The long-horned cow - a symbol of heritage in some parts of Uganda - lies at the back of the Shs 50 coin.
The cow is a revered animal but while it will retain its significance in society, it's symbolic significance on the Shs 50 coin is losing value. The coin remains in circulation but people don't attach any value to it.
There are growing fears that it will soon join other low denomination coins of Shs 1, Shs 2, Shs 5, Shs 10 and Shs 20 coins on the irrelevance scale. In fact, a big section of the public has no idea these denominations are in circulation, although they are given as loose change at high-end shopping malls like Shoprite Lugogo.
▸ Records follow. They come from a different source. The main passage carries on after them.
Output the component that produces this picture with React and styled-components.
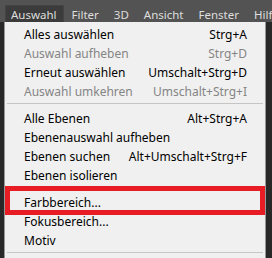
import React from "react";
import styled, { createGlobalStyle } from "styled-components";

const Global = createGlobalStyle`
  html, body { margin: 0; padding: 0; }
  body {
    background: #282828;
    font-family: "Segoe UI", "Noto Sans", sans-serif;
    overflow: hidden;
  }
`;

const Page = styled.div`
  width: 272px;
  height: 258px;
  overflow: hidden;
  display: flex;
  flex-direction: column;
`;

const MenuBar = styled.div`
  height: 22px;
  flex: none;
  background: #535353;
  display: flex;
  align-items: flex-end;
  padding-left: 5px;
  gap: 2px;
  box-sizing: border-box;
  overflow: hidden;
`;

const BarItem = styled.div`
  height: 17px;
  flex: none;
  box-sizing: border-box;
  padding: 0 6px 0 5px;
  display: flex;
  align-items: center;
  font-size: 11.5px;
  color: #dedede;
  white-space: nowrap;
  border: 1px solid ${(p) => (p.$active ? "#444" : "transparent")};
  border-bottom: none;
  background: ${(p) => (p.$active ? "#3b3b3b" : "transparent")};
`;

const Body = styled.div`
  flex: 1;
  display: flex;
  padding-left: 4px;
`;

const Panel = styled.div`
  width: 262px;
  box-sizing: border-box;
  background: #f0f0f0;
  border: 1px solid #979797;
  border-top: none;
  padding-top: 3px;
  position: relative;
`;

const Item = styled.div`
  height: 19px;
  display: flex;
  align-items: center;
  justify-content: space-between;
  padding: 0 18px 0 19px;
  font-size: 12px;
  color: ${(p) => (p.$disabled ? "#858585" : "#000")};
  white-space: nowrap;
`;

const Shortcut = styled.span`
  letter-spacing: 0;
`;

const Separator = styled.div`
  height: 8px;
  box-sizing: border-box;
  padding: 2px 2px 0;
  &::before {
    content: "";
    display: block;
    height: 1px;
    background: #c5c5c5;
  }
`;

const Highlight = styled.div`
  position: relative;
`;

const RedFrame = styled.div`
  position: absolute;
  left: 0;
  right: 0;
  top: 1px;
  height: 29px;
  box-sizing: border-box;
  border: 5px solid #e81c24;
  pointer-events: none;
`;

const bar = ["Auswahl", "Filter", "3D", "Ansicht", "Fenster", "Hilfe"];

const groups = [
  [
    ["Alles auswählen", "Strg+A"],
    ["Auswahl aufheben", "Strg+D", true],
    ["Erneut auswählen", "Umschalt+Strg+D"],
    ["Auswahl umkehren", "Umschalt+Strg+I", true],
  ],
  [
    ["Alle Ebenen", "Alt+Strg+A"],
    ["Ebenenauswahl aufheben", ""],
    ["Ebenen suchen", "Alt+Umschalt+Strg+F"],
    ["Ebenen isolieren", ""],
  ],
];

export default function App() {
  return (
    <Page>
      <Global />
      <MenuBar>
        {bar.map((b, i) => (
          <BarItem key={b} $active={i === 0}>
            {b}
          </BarItem>
        ))}
      </MenuBar>
      <Body>
        <Panel>
          {groups.map((g, gi) => (
            <React.Fragment key={gi}>
              {gi > 0 && <Separator />}
              {g.map(([label, sc, dis]) => (
                <Item key={label} $disabled={dis}>
                  <span>{label}</span>
                  <Shortcut>{sc}</Shortcut>
                </Item>
              ))}
            </React.Fragment>
          ))}
          <Highlight>
            <Separator />
            <Item>
              <span>Farbbereich...</span>
            </Item>
            <RedFrame />
          </Highlight>
          <Item>
            <span>Fokusbereich...</span>
          </Item>
          <Item>
            <span>Motiv</span>
          </Item>
          <Separator />
        </Panel>
      </Body>
    </Page>
  );
}
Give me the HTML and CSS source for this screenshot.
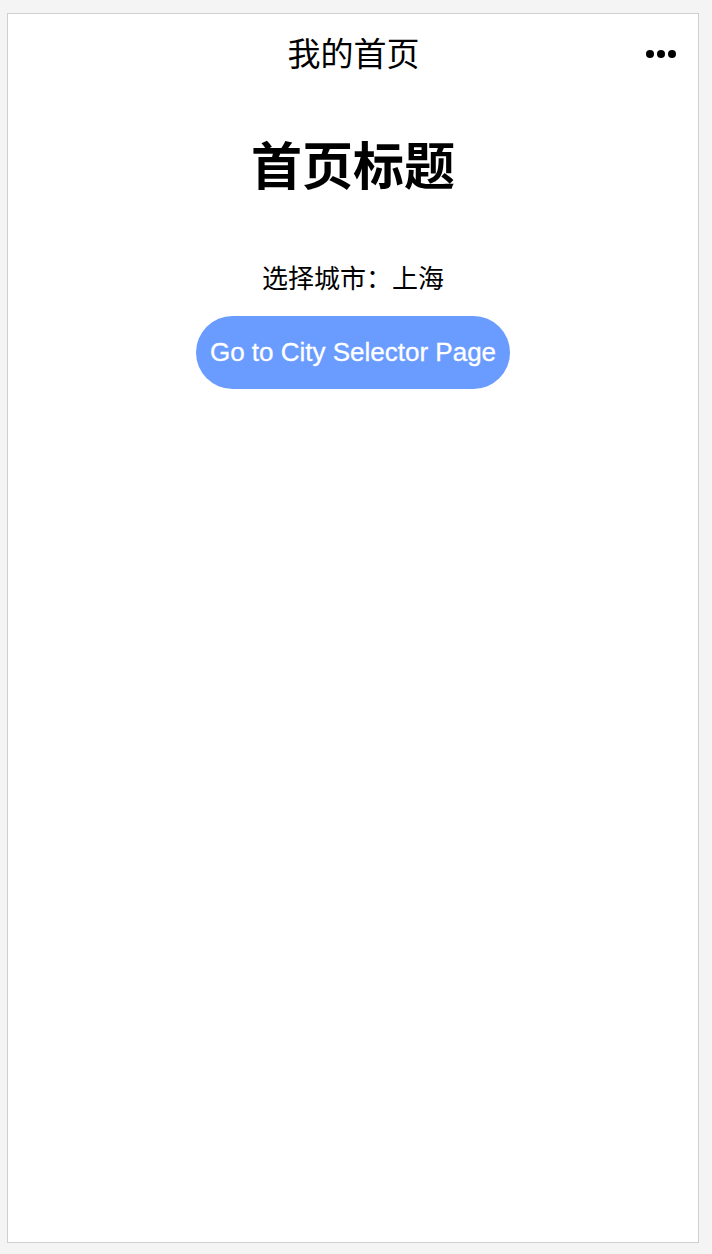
FILE: index.html
```html
<!DOCTYPE html>
<html lang="zh">
<head>
<meta charset="utf-8">
<link rel="stylesheet" href="styles.css">
</head>
<body>
<div class="phone">
  <header class="navbar">
    <span class="nav-title">我的首页</span>
    <span class="nav-more"><i></i><i></i><i></i></span>
  </header>
  <main class="content">
    <h1 class="title">首页标题</h1>
    <p class="city">选择城市：上海</p>
    <button class="btn">Go to City Selector Page</button>
  </main>
</div>
</body>
</html>
```
FILE: styles.css
```css
html, body {
  margin: 0;
  padding: 0;
  background: #f4f4f4;
  font-family: "Liberation Sans", "Noto Sans CJK SC", sans-serif;
}
body {
  padding: 13px 13px 11px 7px;
  height: 1254px;
  box-sizing: border-box;
}
.phone {
  width: 692px;
  height: 1230px;
  box-sizing: border-box;
  background: #fff;
  border: 1px solid #cfcfcf;
  display: flex;
  flex-direction: column;
}
.navbar {
  height: 80px;
  position: relative;
  display: flex;
  align-items: center;
  justify-content: center;
}
.nav-title {
  font-size: 33px;
  color: #000;
  margin-top: -5px;
  margin-left: 1px;
}
.nav-more {
  position: absolute;
  right: 22px;
  top: 36px;
  display: flex;
  gap: 3px;
}
.nav-more i {
  width: 8px;
  height: 8px;
  border-radius: 50%;
  background: #000;
  display: block;
}
.content {
  display: flex;
  flex-direction: column;
  align-items: center;
}
.title {
  margin: 39px 0 0 0;
  font-size: 51px;
  font-weight: bold;
  line-height: 70px;
  color: #000;
}
.city {
  margin: 59px 0 0 0;
  font-size: 26px;
  line-height: 34px;
  color: #000;
}
.btn {
  margin-top: 20px;
  height: 73px;
  padding: 0 14px;
  border: none;
  border-radius: 37px;
  background: #6a9cff;
  color: #fff;
  font-family: "Liberation Sans", sans-serif;
  font-size: 26px;
  letter-spacing: 0;
  -webkit-text-stroke: 0.3px #fff;
}
```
This is the paradox of such low denomination coins. While they are needed because they help break down prices to affordable levels, they are losing value because hardly anything - not even chewing gum - can be bought using a single coin of these proportions.
Bank of Uganda introduced the coins in 1998 to curb price increases. Before the coins were introduced, prices usually increased in the denomination of Shs 100. This means that if a sweet, which cost Shs 100, was to increase, it would jump to Shs 200 - a 100% price increase. Along the way, this added pressure on the fight to stem inflation.
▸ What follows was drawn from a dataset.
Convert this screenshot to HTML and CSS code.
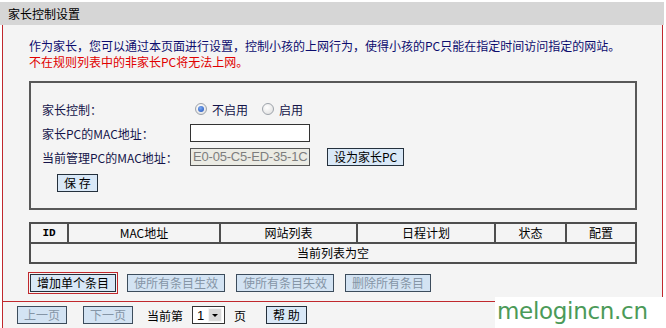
FILE: index.html
```html
<!DOCTYPE html>
<html lang="zh-CN">
<head>
    <meta charset="UTF-8">
    <title>家长控制设置</title>
    <link rel="stylesheet" href="styles.css">
</head>
<body>
    <div class="page">
        <div class="title">家长控制设置</div>
        <div class="panel">
            <div class="content">
                <p class="desc">作为家长，您可以通过本页面进行设置，控制小孩的上网行为，使得小孩的PC只能在指定时间访问指定的网站。</p>
                <p class="desc warn">不在规则列表中的非家长PC将无法上网。</p>

                <div class="setbox">
                    <div class="row">
                        <span class="label">家长控制：</span>
                        <span class="radio checked"></span><span class="rtext">不启用</span>
                        <span class="radio second"></span><span class="rtext">启用</span>
                    </div>
                    <div class="row">
                        <span class="label">家长PC的MAC地址：</span>
                        <span class="field"></span>
                    </div>
                    <div class="row">
                        <span class="label">当前管理PC的MAC地址：</span>
                        <span class="field off">E0-05-C5-ED-35-1C</span>
                        <span class="btn setpc">设为家长PC</span>
                    </div>
                    <div class="row saverow">
                        <span class="btn">保 存</span>
                    </div>
                </div>

                <table class="rules">
                    <colgroup>
                        <col style="width: 38px">
                        <col style="width: 152px">
                        <col style="width: 137px">
                        <col style="width: 138px">
                        <col style="width: 71px">
                        <col>
                    </colgroup>
                    <tr>
                        <td class="id">ID</td>
                        <td>MAC地址</td>
                        <td>网站列表</td>
                        <td>日程计划</td>
                        <td>状态</td>
                        <td>配置</td>
                    </tr>
                    <tr>
                        <td colspan="6">当前列表为空</td>
                    </tr>
                </table>

                <div class="actions">
                    <span class="btn focus">增加单个条目</span>
                    <span class="btn dis">使所有条目生效</span>
                    <span class="btn dis">使所有条目失效</span>
                    <span class="btn dis">删除所有条目</span>
                </div>
            </div>

            <div class="pager">
                <span class="btn dis">上一页</span>
                <span class="btn dis">下一页</span>
                <span class="ptext">当前第</span>
                <span class="select"><span class="num">1</span><span class="arrow"></span></span>
                <span class="ptext">页</span>
                <span class="btn help">帮 助</span>
            </div>
        </div>
        <div class="mark">melogincn.cn</div>
    </div>
</body>
</html>
```

FILE: styles.css
```css
body {
    margin: 0;
    background: #fff;
    font-family: "Noto Sans CJK SC", "Liberation Sans", sans-serif;
    font-size: 12px;
    color: #000;
}
.page {
    position: relative;
    width: 666px;
    height: 328px;
    overflow: hidden;
}
.title {
    margin-top: 2px;
    width: 656px;
    height: 23px;
    line-height: 23px;
    padding-left: 8px;
    background: #d6d6d6;
}
.panel {
    margin-left: 2px;
    width: 659px;
    background: #f4f4f4;
    border: 1px solid #c0282d;
    border-top: none;
}
.content {
    padding: 13px 0 9px 26px;
    border-bottom: 1px solid #c0282d;
}
.desc {
    margin: 0;
    line-height: 16px;
    color: #0c0c6e;
}
.desc.warn {
    color: #e00000;
}

/* settings box */
.setbox {
    margin-top: 11px;
    width: 604px;
    height: 125px;
    border: 2px solid #585858;
}
.row {
    display: flex;
    align-items: center;
    height: 24px;
    padding-left: 11px;
    color: #14144a;
}
.row:first-child {
    margin-top: 14px;
}
.label {
    width: 148px;
}
.radio {
    width: 10px;
    height: 10px;
    border-radius: 50%;
    border: 1px solid #9da3ab;
    background: radial-gradient(circle at 40% 35%, #fff, #dcdcdc);
    margin: 0 5px 0 5px;
    position: relative;
}
.radio.checked::after {
    content: "";
    position: absolute;
    left: 2px;
    top: 2px;
    width: 6px;
    height: 6px;
    border-radius: 50%;
    background: radial-gradient(circle at 40% 35%, #7aa8f0, #1c4fb8);
}
.radio.second {
    margin-left: 14px;
}
.rtext {
    color: #14144a;
}
.field {
    box-sizing: border-box;
    width: 120px;
    height: 18px;
    border: 1px solid #333;
    background: #fff;
    font-family: "Liberation Sans", sans-serif;
    font-size: 13px;
    line-height: 16px;
    padding-left: 2px;
    letter-spacing: -0.2px;
}
.field.off {
    background: #ebebe4;
    color: #7d7d7d;
    border-color: #555;
}
.btn {
    display: inline-block;
    box-sizing: border-box;
    height: 18px;
    line-height: 16px;
    padding: 0 6px;
    border: 1px solid #24303c;
    background: #d9e8f7;
    color: #000;
    white-space: nowrap;
}
.btn.setpc {
    margin-left: 17px;
}
.saverow {
    padding-left: 26px;
    height: 18px;
    margin-top: 5px;
}
.btn.dis {
    color: #8595a6;
    background: #d3e3f3;
    border-color: #3c4c5c;
}
.btn.focus {
    outline: 1px solid #c0282d;
    outline-offset: 1px;
}

/* rule table */
.rules {
    margin-top: 12px;
    width: 608px;
    border-collapse: collapse;
    table-layout: fixed;
    color: #000;
}
.rules td {
    border: 2px solid #4e4e4e;
    height: 18px;
    line-height: 16px;
    padding: 0;
    text-align: center;
}
.rules td.id {
    font-family: "Liberation Mono", monospace;
    font-weight: bold;
    font-size: 11px;
}
.actions {
    display: flex;
    gap: 11px;
    margin-top: 10px;
    padding-left: 1px;
}

/* pager */
.pager {
    display: flex;
    align-items: center;
    height: 26px;
    padding-left: 14px;
}
.pager .btn + .btn {
    margin-left: 16px;
}
.ptext {
    margin-left: 14px;
}
.select {
    display: flex;
    align-items: center;
    box-sizing: border-box;
    width: 33px;
    height: 18px;
    margin-left: 9px;
    border: 1px solid #333;
    background: #fff;
}
.num {
    width: 15px;
    text-align: center;
    font-family: "Liberation Sans", sans-serif;
    font-size: 13px;
}
.arrow {
    width: 14px;
    height: 14px;
    background: #d8d8d8;
    border: 1px solid #f4f4f4;
    box-sizing: border-box;
    position: relative;
}
.arrow::after {
    content: "";
    position: absolute;
    left: 3px;
    top: 5px;
    border-left: 3px solid transparent;
    border-right: 3px solid transparent;
    border-top: 3px solid #000;
}
.pager .ptext + .select + .ptext {
    margin-left: 9px;
}
.btn.help {
    margin-left: 20px;
}

/* watermark over the bottom right corner */
.mark {
    position: absolute;
    left: 495px;
    top: 297px;
    width: 171px;
    height: 31px;
    background: #fff;
    color: #4b9a58;
    font-family: "DejaVu Sans", sans-serif;
    font-size: 23px;
    line-height: 29px;
    padding-left: 2px;
    letter-spacing: -0.3px;
}
```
But one gets a sense that the coins haven't done much in curbing price increases. For example, while Bank of Uganda introduced the coins for this purpose, it has also gone ahead and issued a new Shs 50,000 note. Bank of Uganda, however, explains that the coins were mainly to be used in the villages, where low denomination transactions are common.
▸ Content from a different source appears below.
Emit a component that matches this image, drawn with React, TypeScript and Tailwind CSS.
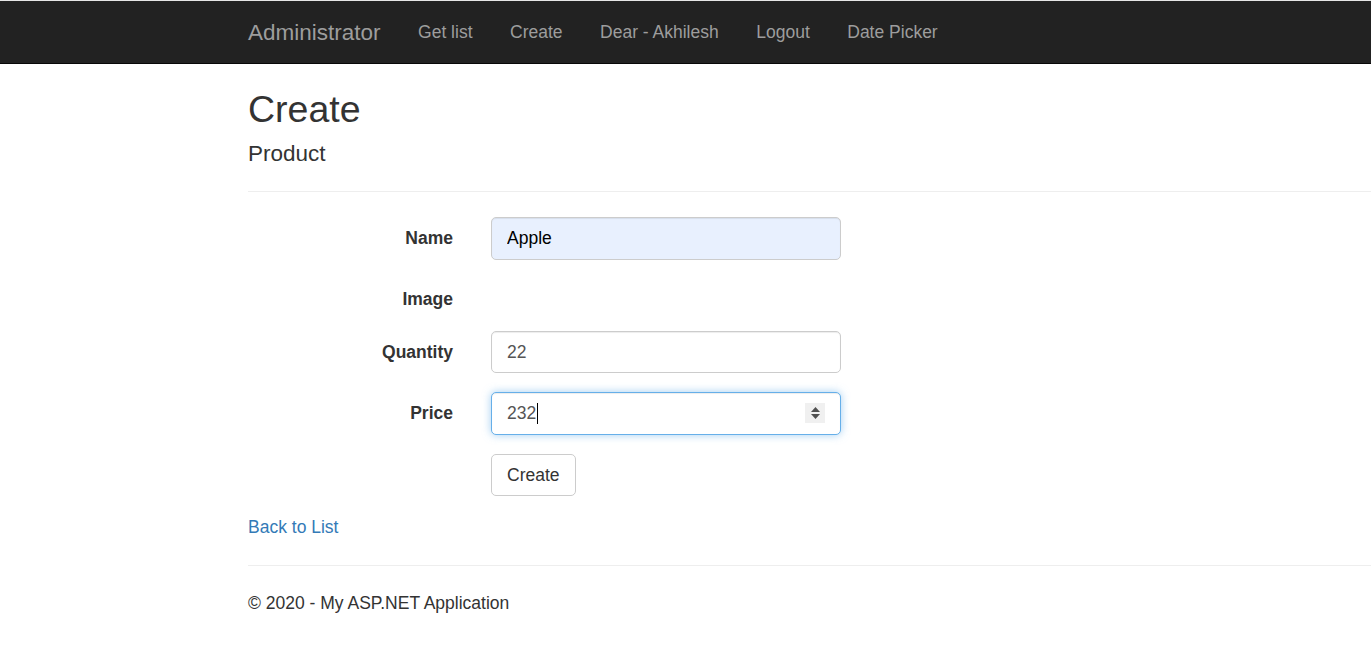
import React from 'react';

const font = { fontFamily: '"Liberation Sans", Arial, Helvetica, sans-serif' };

const navLinks = ['Get list', 'Create', 'Dear - Akhilesh', 'Logout', 'Date Picker'];

const FormRow: React.FC<{ label: string; children?: React.ReactNode }> = ({ label, children }) => (
    <div className="flex items-start mb-[18.75px]">
        <label className="w-[205px] shrink-0 text-right font-bold text-[17.5px] leading-[25px] pt-[8.75px] text-[#333]">
            {label}
        </label>
        <div className="ml-[38px]">{children}</div>
    </div>
);

export default function App() {
    return (
        <div className="min-h-screen bg-white text-[#333] text-[17.5px]" style={font}>
            {/* Navbar */}
            <div className="h-px bg-[#e6e6e6]" />
            <nav className="h-[63px] bg-[#222] border-b border-[#080808] flex items-center pl-[248px]">
                <span className="text-[22.5px] leading-[25px] text-[#9d9d9d] pr-[18.75px]">Administrator</span>
                {navLinks.map((link) => (
                    <a key={link} className="px-[18.75px] text-[17.5px] leading-[25px] text-[#9d9d9d]">
                        {link}
                    </a>
                ))}
            </nav>

            <div className="pl-[248px]">
                <h2 className="mt-[24.5px] text-[37.5px] leading-[1.1] font-normal text-[#333]">Create</h2>
                <h4 className="mt-[12.5px] text-[22.5px] leading-[1.1] font-normal text-[#333]">Product</h4>
                <hr className="mt-[24px] mb-[25px] border-0 border-t border-[#eee]" />

                <FormRow label="Name">
                    <input
                        readOnly
                        value="Apple"
                        className="w-[350px] h-[42.5px] px-[15px] rounded-[5px] border border-[#ccc] bg-[#e8f0fe] text-black text-[17.5px] outline-none shadow-[inset_0_1px_1px_rgba(0,0,0,0.075)]"
                    />
                </FormRow>

                <FormRow label="Image" />

                <FormRow label="Quantity">
                    <input
                        readOnly
                        value="22"
                        className="w-[350px] h-[42.5px] px-[15px] rounded-[5px] border border-[#ccc] bg-white text-[#555] text-[17.5px] outline-none shadow-[inset_0_1px_1px_rgba(0,0,0,0.075)]"
                    />
                </FormRow>

                <FormRow label="Price">
                    <div className="w-[350px] h-[42.5px] pl-[15px] pr-[15px] rounded-[5px] border border-[#66afe9] bg-white text-[#555] text-[17.5px] flex items-center shadow-[inset_0_1px_1px_rgba(0,0,0,0.075),0_0_8px_rgba(102,175,233,0.6)]">
                        <span>232</span>
                        <span className="inline-block w-px h-[21px] bg-black ml-px" />
                        <span className="ml-auto w-[20px] h-[20px] bg-[#f0f0f0] flex flex-col items-center justify-center gap-[2px]">
                            <svg width="9" height="5" viewBox="0 0 9 5"><path d="M0 5 L4.5 0 L9 5 Z" fill="#505050" /></svg>
                            <svg width="9" height="5" viewBox="0 0 9 5"><path d="M0 0 L4.5 5 L9 0 Z" fill="#505050" /></svg>
                        </span>
                    </div>
                </FormRow>

                <div className="flex pt-px mb-[18.75px]">
                    <div className="ml-[243px]">
                        <button className="h-[42px] px-[15px] rounded-[5px] border border-[#ccc] bg-white text-[#333] text-[17.5px] leading-[25px]">
                            Create
                        </button>
                    </div>
                </div>

                <div className="leading-[25px]">
                    <a className="text-[#337ab7]">Back to List</a>
                </div>

                <hr className="mt-[25px] mb-[25px] border-0 border-t border-[#eee]" />
                <footer>
                    <p className="leading-[25px] text-[#333]">© 2020 - My ASP.NET Application</p>
                </footer>
            </div>
        </div>
    );
}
"We popularized the use of low denomination coins which are useful in small value transactions especially in the rural areas," Governor Emmanuel Tumusiime-Mutebile said.
Bank of Uganda also introduced the coins to support the notes, which were becoming easily tattered, and therefore costly to print every now and then. Also, many notes were being forged. The coins, it was thought then, would solve all these problems. And indeed the coins made a huge impact.
However, more than 10 years later, the very purpose for which some coins were introduced is losing relevance. While the Shs 100 to Shs 500 coins remain active, many people feel that the Shs 50 coin is simply a burden, one they are willing to dispose of. Haruna Kakooza, a student at Kibuli secondary school, who ideally should find the Shs 50 coin valuable, feels he is better off without it.
"Things that used to cost Shs 150 like PK chewing gum, Britania biscuits now sell at Shs 200, Shs 300," he observed.
Sadat Byaruhanga, a shopkeeper, says the high cost of doing business in Uganda has meant that the prices of goods such as sweets once sold at low prices have had to increase.